The significant role of CNT-ZnO core-shell nanostructures in the development of FDM-based 3D-printed triboelectric nanogenerators

Abstract

A recent innovation in energy resource consumption has propelled the implementation of a green energy source in the form of triboelectric nanogenerators (TENGs). The combination of 3D printing with TENG has generated larger ripples in the field of energy storage and distributed power supply technology. The current research focusses on developing fused deposition modeling (FDM)-based TENG devices using feedstock materials such as polylactic acid (PLA) and acrylonitrile butadiene styrene as tribopositive and tribonegative layers, respectively. This study emphasizes on the role of carbon nanotube-zinc oxide (ZnO) core-shell nanostructures reinforced into PLA by examining their impact on the final TENG output voltage.
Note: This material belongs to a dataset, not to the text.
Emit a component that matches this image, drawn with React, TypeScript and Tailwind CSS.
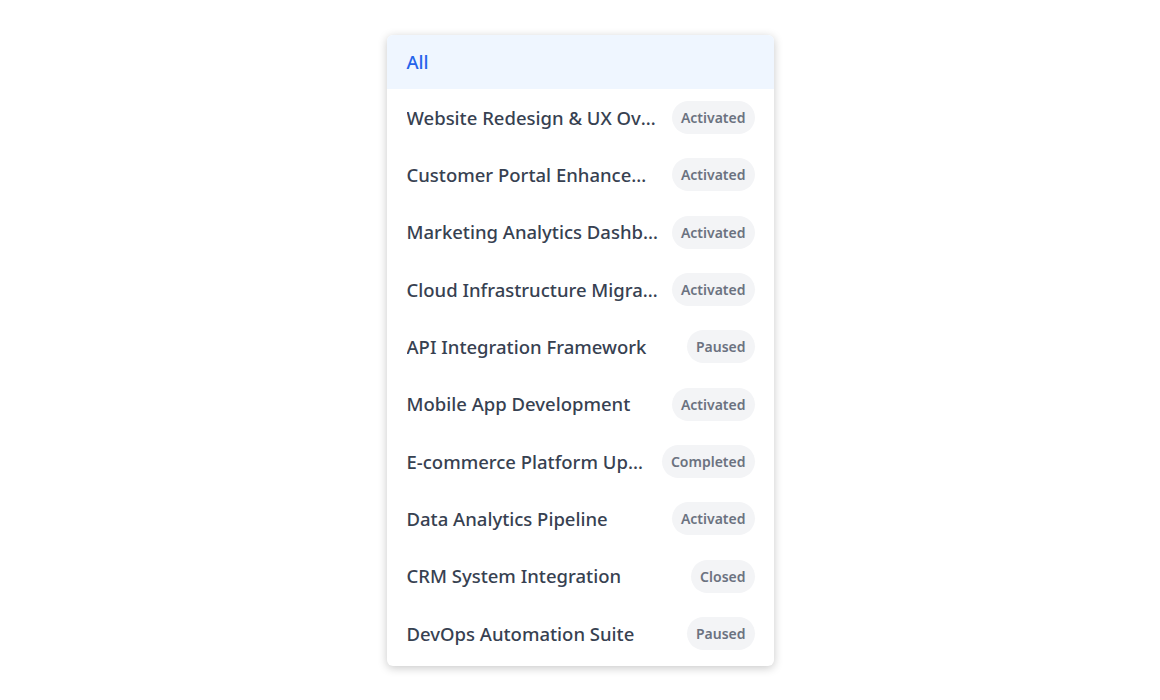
const projects: { name: string; status: string }[] = [
  { name: 'Website Redesign & UX Overhaul', status: 'Activated' },
  { name: 'Customer Portal Enhancements', status: 'Activated' },
  { name: 'Marketing Analytics Dashboard', status: 'Activated' },
  { name: 'Cloud Infrastructure Migration', status: 'Activated' },
  { name: 'API Integration Framework', status: 'Paused' },
  { name: 'Mobile App Development', status: 'Activated' },
  { name: 'E-commerce Platform Upgrade', status: 'Completed' },
  { name: 'Data Analytics Pipeline', status: 'Activated' },
  { name: 'CRM System Integration', status: 'Closed' },
  { name: 'DevOps Automation Suite', status: 'Paused' },
];

export default function App() {
  return (
    <div className="min-h-screen bg-white flex justify-center pt-[35px] font-['Noto_Sans',sans-serif]">
      <div className="w-[387px] h-fit bg-white rounded-md shadow-[0_2px_10px_rgba(0,0,0,0.22)] overflow-hidden pb-[4px]">
        <div className="h-[54px] flex items-center px-5 bg-[#eff6ff] text-[#2563eb] text-[18.5px] font-medium">
          All
        </div>
        {projects.map((p) => (
          <div key={p.name} className="h-[57.33px] flex items-center gap-3 pl-5 pr-[19px]">
            <span className="flex-1 min-w-0 truncate text-[18.5px] font-medium text-[#374151]">
              {p.name}
            </span>
            <span className="shrink-0 h-[33px] flex items-center px-[9px] rounded-full bg-[#f3f4f6] text-[14px] font-semibold text-[#6b7280]">
              {p.status}
            </span>
          </div>
        ))}
      </div>
    </div>
  );
}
The presence of carbon nanotube -zinc oxide core shell (CNS) has enhanced the TENG output voltage (Voc) from 1 V to 8 V. Furthermore, FDM 3D printing parameters such as filling rate (%), layer thickness, and printing patterns have engaging influence on Voc. Our research identifies PLA/CNS layers comprising 20% filling rate as having a layer thickness of 0.1 mm, and a donut pattern obtaining the highest Voc (8.9 V). The reinforcement of CNS into PLA has also augmented its comprehensive properties including tensile strength and electrical conductivity. This research paves a path towards innovative fabrication strategies for TENG devices towards next generation portable electronic devices using FDM 3D printers.